The original Delmonico brothers’ mission was what one observer writing in The Nation in 1881 characterized as establishing “a little oasis of civilization in the vast gastronomic waste which America at the time of their arrival presented.” For many Americans, the enjoyment of food bordered on sinfulness. Not only was it viewed as a monetary extravagance, claimed the essay, but there was a feeling among reform-minded people “that all time devoted to the table must be subtracted from that dedicated to spiritual improvement.”

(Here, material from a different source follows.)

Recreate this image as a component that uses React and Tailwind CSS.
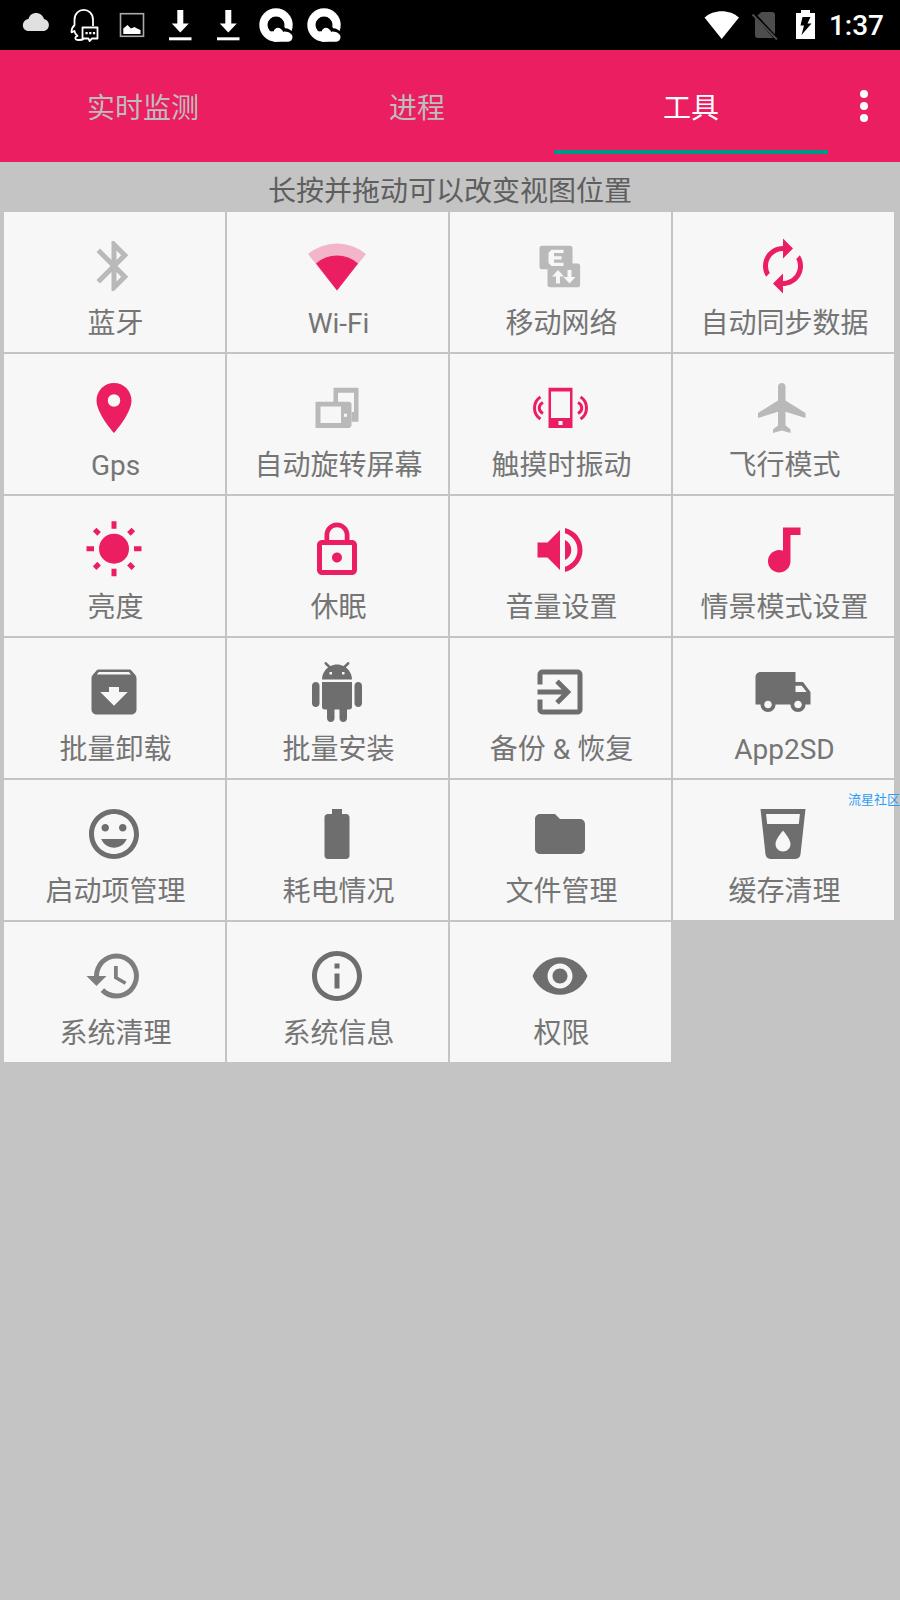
import {
  MdArchive,
  MdAudiotrack,
  MdAutorenew,
  MdBatteryFull,
  MdBluetooth,
  MdExitToApp,
  MdFolder,
  MdHistory,
  MdInfoOutline,
  MdLocalDrink,
  MdLocalShipping,
  MdLockOutline,
  MdMood,
  MdPlace,
  MdVisibility,
  MdVolumeUp,
} from "react-icons/md";

function WifiIcon({ className }) {
  return (
    <svg viewBox="0 0 60 60" fill="currentColor" className={className}>
      <path d="M30 54.5 1 18A45.3 45.3 0 0 1 59 18z" opacity="0.3" />
      <path d="M30 54.5 9 27.5A31.6 31.6 0 0 1 51 27.5z" />
    </svg>
  );
}

function MobileDataIcon({ className }) {
  return (
    <svg viewBox="0 0 60 60" fill="currentColor" className={className}>
      <rect x="9.5" y="9.7" width="33" height="23.6" rx="2.5" />
      <rect x="17.5" y="27.5" width="32.6" height="23.7" rx="2.5" />
      <g fill="#f7f7f7">
        <path d="M21.5 13.7h12v3.2H24v3.3h7.5v3.3H24v3.3h9.5v3.2h-12l-3-3V16.7z" />
        <path d="M28 34l6 6.5h-4v7h-4v-7h-4z" />
        <path d="M39.5 47.5l-6-6.5h4v-7h4v7h4z" />
      </g>
    </svg>
  );
}

function RotateIcon({ className }) {
  return (
    <svg viewBox="0 0 60 60" fill="currentColor" fillRule="evenodd" className={className}>
      <path d="M26.5 9.7h25v34h-7V34h2.5V14.7H31v10h-4.5z" />
      <path d="M8.5 23.7h34l2 1.5V48l-2 2h-34zM13.5 28.5V45H34V28.5zM37 35.8v3h3v-3z" />
    </svg>
  );
}

function VibrateIcon({ className }) {
  return (
    <svg viewBox="0 0 60 60" fill="currentColor" className={className}>
      <path fillRule="evenodd" d="M18.5 9.7h24V50h-24zM21 13.4V40h19V13.4zM28.5 43v4h4v-4z" />
      <g fill="none" stroke="currentColor" strokeWidth="3">
        <path d="M13 24.5c-5 2.5-5 8.5 0 11" />
        <path d="M10.5 19c-8 5-8 17 0 22" />
        <path d="M48 24.5c5 2.5 5 8.5 0 11" />
        <path d="M50.5 19c8 5 8 17 0 22" />
      </g>
    </svg>
  );
}

function PlaneIcon({ className }) {
  return (
    <svg viewBox="0 0 24 24" fill="currentColor" className={className}>
      <path d="M21 16v-2l-8-5V3.5c0-.83-.67-1.5-1.5-1.5S10 2.67 10 3.5V9l-8 5v2l8-2.5V19l-2 1.5V22l3.5-1 3.5 1v-1.5L13 19v-5.5l8 2.5z" />
    </svg>
  );
}

function SunIcon({ className }) {
  return (
    <svg viewBox="0 0 24 24" fill="currentColor" className={className}>
      <circle cx="12" cy="11.5" r="6" />
      <path d="M11 .5h2v3h-2zM11 19.5h2v3h-2zM1 10.5h3v2H1zM20 10.5h3v2h-3z" />
      <path d="M6.76 4.84l-1.8-1.79-1.41 1.41 1.79 1.79zM20.45 4.46l-1.41-1.41-1.79 1.79 1.41 1.41zM17.24 18.16l1.79 1.8 1.41-1.41-1.8-1.79zM3.55 18.54l1.41 1.41 1.79-1.8-1.41-1.41z" />
    </svg>
  );
}

function AndroidIcon({ className }) {
  return (
    <svg viewBox="0 0 24 24" fill="currentColor" className={className}>
      <path d="M6 18c0 .55.45 1 1 1h1v3.5c0 .83.67 1.5 1.5 1.5s1.5-.67 1.5-1.5V19h2v3.5c0 .83.67 1.5 1.5 1.5s1.5-.67 1.5-1.5V19h1c.55 0 1-.45 1-1V8H6v10zM3.5 8C2.67 8 2 8.67 2 9.5v7c0 .83.67 1.5 1.5 1.5S5 17.33 5 16.5v-7C5 8.67 4.33 8 3.5 8zm17 0c-.83 0-1.5.67-1.5 1.5v7c0 .83.67 1.5 1.5 1.5s1.5-.67 1.5-1.5v-7c0-.83-.67-1.5-1.5-1.5zm-4.97-5.84l1.3-1.3c.2-.2.2-.51 0-.71-.2-.2-.51-.2-.71 0l-1.48 1.48C13.85 1.23 12.95 1 12 1c-.96 0-1.86.23-2.66.63L7.85.15c-.2-.2-.51-.2-.71 0-.2.2-.2.51 0 .71l1.31 1.31C6.97 3.26 6 5.01 6 7h12c0-1.99-.97-3.75-2.47-4.84zM10 5H9V4h1v1zm5 0h-1V4h1v1z" />
    </svg>
  );
}

// Status bar glyphs, drawn on a 48x50 box
function StatusIcon({ children }) {
  return (
    <svg viewBox="0 0 48 50" className="w-12 h-[50px] shrink-0" fill="#fff">
      {children}
    </svg>
  );
}

function DownloadGlyph() {
  return (
    <StatusIcon>
      <path d="M21.3 10h6v13.5h5.5L24.3 32.5l-8.5-9h5.5z" />
      <path d="M13 37.3h22.5v3H13z" />
    </StatusIcon>
  );
}

function BrowserGlyph() {
  return (
    <StatusIcon>
      <circle cx="24" cy="25" r="12.6" fill="none" stroke="#fff" strokeWidth="8.2" />
      <path d="M21 28c3-5 9-4 11 2 3-.5 6 1 9 5" fill="none" stroke="#000" strokeWidth="3.5" />
      <path d="M24 41.7c-4 0-7-2-8.500-8 1.500-2 4-2.700 6-2.200 2-5 7-5 9.500.5 4-1 9.500 1 9.500 5 0 3-2 4.700-5 4.700z" />
    </StatusIcon>
  );
}

function StatusBar() {
  return (
    <div className="h-[50px] bg-black flex items-center justify-between pl-3 pr-4">
      <div className="flex items-center">
        <StatusIcon>
          <path
            fill="#e0e0e0"
            d="M17 31c-8 0-8-11-.5-12 2-8 13-8 15.5 0 7 1.5 6.5 12-1 12z"
          />
        </StatusIcon>
        <StatusIcon>
          <g fill="none" stroke="#fff" strokeWidth="1.8" strokeLinejoin="round">
            <path d="M33 26v-6C33 6.500 14.500 6.500 14.500 20v5c-2 2-3 5-3 7 1 1 2-1 3-1 0 2 2 4 3 5-3 1-3 4 1 4 2 0 4 0 5-1" />
            <path d="M22.5 27.5h15v11H32L29.5 41l-1-2.5h-6z" />
          </g>
          <path d="M25.5 32h2.2v2.2h-2.2zM29.2 32h2.2v2.2h-2.2zM32.9 32h2.2v2.2h-2.2z" />
        </StatusIcon>
        <StatusIcon>
          <rect x="12.5" y="13.7" width="23" height="22.6" fill="none" stroke="#aaa" strokeWidth="1.6" />
          <path d="M15.3 34v-5.5l4.2-3.5 3.5 3.5 3.5-1.5 2.5 1.5 3.5 1.5V34z" />
        </StatusIcon>
        <DownloadGlyph />
        <DownloadGlyph />
        <BrowserGlyph />
        <BrowserGlyph />
      </div>
      <div className="flex items-center">
        <svg viewBox="0 0 36 50" className="w-9 h-[50px]" fill="#fff">
          <path d="M18.7 39 1.5 17.5C10.500 9 27 9 36 17.500z" />
        </svg>
        <svg viewBox="0 0 48 50" className="w-12 h-[50px]">
          <path fill="#4d4d4d" d="M22.5 12H33q3 0 3 3v19.500L18.500 15.500zM16 18l18.500 20H18.500q-2.500 0-2.500-3z" />
          <path stroke="#4d4d4d" strokeWidth="2" d="M13.5 14.5 38 39.5" />
        </svg>
        <svg viewBox="0 0 36 50" className="w-9 h-[50px]">
          <path fill="#fff" d="M14 10h9v3h5v26H9V13h5z" />
          <path d="M15.5 17h8l-3 6.5h4L14.5 35l2.5-9.5h-3.5z" />
        </svg>
        <span className="pt-0.5 pl-1.5 text-[28px] leading-[50px] font-medium text-white">1:37</span>
      </div>
    </div>
  );
}

const tabs = ["实时监测", "进程", "工具"];

function TabBar() {
  return (
    <nav className="h-28 bg-[#eb1e62] flex pl-1.5">
      <div role="tablist" className="flex flex-1">
        {tabs.map((tab) => {
          const active = tab === "工具";
          return (
            <button
              key={tab}
              type="button"
              role="tab"
              aria-selected={active}
              className={`flex-1 pt-[18px] mb-2 border-b-4 text-[28px] leading-9 ${
                active ? "border-[#009688] text-white" : "border-transparent text-[#bdbdbd]"
              }`}
            >
              {tab}
            </button>
          );
        })}
      </div>
      <button type="button" aria-label="更多" className="w-[72px] flex flex-col items-center justify-center gap-1">
        <span className="size-2 rounded-full bg-white" />
        <span className="size-2 rounded-full bg-white" />
        <span className="size-2 rounded-full bg-white" />
      </button>
    </nav>
  );
}

const off = "text-[#b9b9b9]";
const on = "text-[#eb1e62]";
const plain = "text-[#6e6e6e]";

const tools = [
  { label: "蓝牙", icon: MdBluetooth, color: off },
  { label: "Wi-Fi", icon: WifiIcon, color: on },
  { label: "移动网络", icon: MobileDataIcon, color: off },
  { label: "自动同步数据", icon: MdAutorenew, color: on },
  { label: "Gps", icon: MdPlace, color: on },
  { label: "自动旋转屏幕", icon: RotateIcon, color: off },
  { label: "触摸时振动", icon: VibrateIcon, color: on },
  { label: "飞行模式", icon: PlaneIcon, color: off },
  { label: "亮度", icon: SunIcon, color: on },
  { label: "休眠", icon: MdLockOutline, color: on },
  { label: "音量设置", icon: MdVolumeUp, color: on },
  { label: "情景模式设置", icon: MdAudiotrack, color: on },
  { label: "批量卸载", icon: MdArchive, color: plain },
  { label: "批量安装", icon: AndroidIcon, color: plain },
  { label: "备份 & 恢复", icon: MdExitToApp, color: plain },
  { label: "App2SD", icon: MdLocalShipping, color: plain },
  { label: "启动项管理", icon: MdMood, color: plain },
  { label: "耗电情况", icon: MdBatteryFull, color: plain },
  { label: "文件管理", icon: MdFolder, color: plain },
  { label: "缓存清理", icon: MdLocalDrink, color: plain },
  { label: "系统清理", icon: MdHistory, color: "text-[#7e7e7e]" },
  { label: "系统信息", icon: MdInfoOutline, color: plain },
  { label: "权限", icon: MdVisibility, color: plain },
];

function ToolTile({ label, icon: Icon, color }) {
  return (
    <button type="button" className="bg-[#f7f7f7] flex flex-col items-center gap-2.5 pt-6 pr-0.5 pb-2.5">
      <Icon className={`size-[60px] ${color}`} />
      <span className="pl-1 text-[28px] leading-9 whitespace-nowrap text-[#757575]">{label}</span>
    </button>
  );
}

export default function App() {
  return (
    <div className="relative min-h-screen overflow-hidden bg-[#c4c4c4] font-[Roboto,'Noto_Sans_CJK_SC',sans-serif]">
      <StatusBar />
      <TabBar />
      <main>
        <p className="pt-3 pb-0.5 text-center text-[28px] leading-9 text-[#5e5e5e]">
          长按并拖动可以改变视图位置
        </p>
        <div className="grid grid-cols-4 gap-0.5 pl-1 pr-1.5">
          {tools.map((tool) => (
            <ToolTile key={tool.label} {...tool} />
          ))}
        </div>
      </main>

      {/* Watermark over the right edge */}
      <span className="absolute right-0 top-[790px] text-[13px] leading-5 whitespace-nowrap text-[#2f9df4]">
        流星社区
      </span>
    </div>
  );
}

So lauded was Delmonico’s that it’s necessary to point out that it had its critics who disliked the extravagant balls and banquets it hosted. In 1865, a year in which the newly Civil-War-rich were pouring into Delmonico’s, Morton Peto, a British railway and real estate developer, held a banquet for 100 guests. The cost was an astounding $250 a head. For comparison, as much as sixteen years later, the restaurant paid its waiters $30 a month. Another banquet that drew public disapproval was the dinner for James G. Blaine, a Presidential candidate in 1884. His backers, wealthy men who stood to gain from his election, were mocked in a front page cartoon in The World, which named the event after a Babylonian prince who tried to engineer his ascension to the throne. [above: front page of The World, 1884]
For a long time the Delmonico’s menu was entirely in French, without translation, a problem for English-only guests. If a guest ordered badly he (only men were given this task) imagined he could hear his waiter snickering. As a New York Times reporter put it in 1859, “we are made nervous by the sneerful smirk of the waiter, if we order the wrong wine in the wrong place . . .” And he might end up with a dinner of pickles and brandied peaches as happened to one hapless patron. The solution was to throw yourself on the mercy of the waiter and ask for his recommendations. [above: Fifth Avenue and 14th Street]
It’s interesting to note that Charles Delmonico, who ran the family empire following the death of Lorenzo, was said to be fond of the Italian restaurant Café Moretti. There he ordered risotto, a favorite dish that his restaurant’s French cooks did not know how to prepare. [above: Delmonico’s, Fifth Avenue and 26th Street]
Over time Delmonico’s moved from their initial “society” restaurant on the corner of Beaver, William, and South William streets [shown above, third from top] to three successive Fifth Avenue locations. Like all wise businesses, they were following in the path of their wealthy patrons. In 1862 they moved into an elegant mansion at Fifth Ave and 14th Street and in 1876 jumped up to 26th. In 1897 they settled in their final Fifth Avenue location at 44th Street, facing off with arch-rival Sherry’s. [above: Fifth Avenue and 44th Street]
Through the years the Delmonicos always kept at least one other location farther downtown for businessmen and politicians. The restaurant at 22 Broad Street served Stock Exchange brokers and speculators. It was said that for them “not to go to Delmonico’s for one’s lunch or tipple was to lose caste on ‘the Street.’”
In 1897 Delmonico’s yielded to music and smoking in its hallowed halls, a sign many regarded as evidence of a downhill slide. By then the 44th Street Delmonico’s was the last one doing business. It closed in 1923, a victim of weak management, increasingly informal dining customs, and Prohibition.
Delmonico’s was one of my early posts, and I realized I hadn’t given the subject its full due. This is an enhanced version.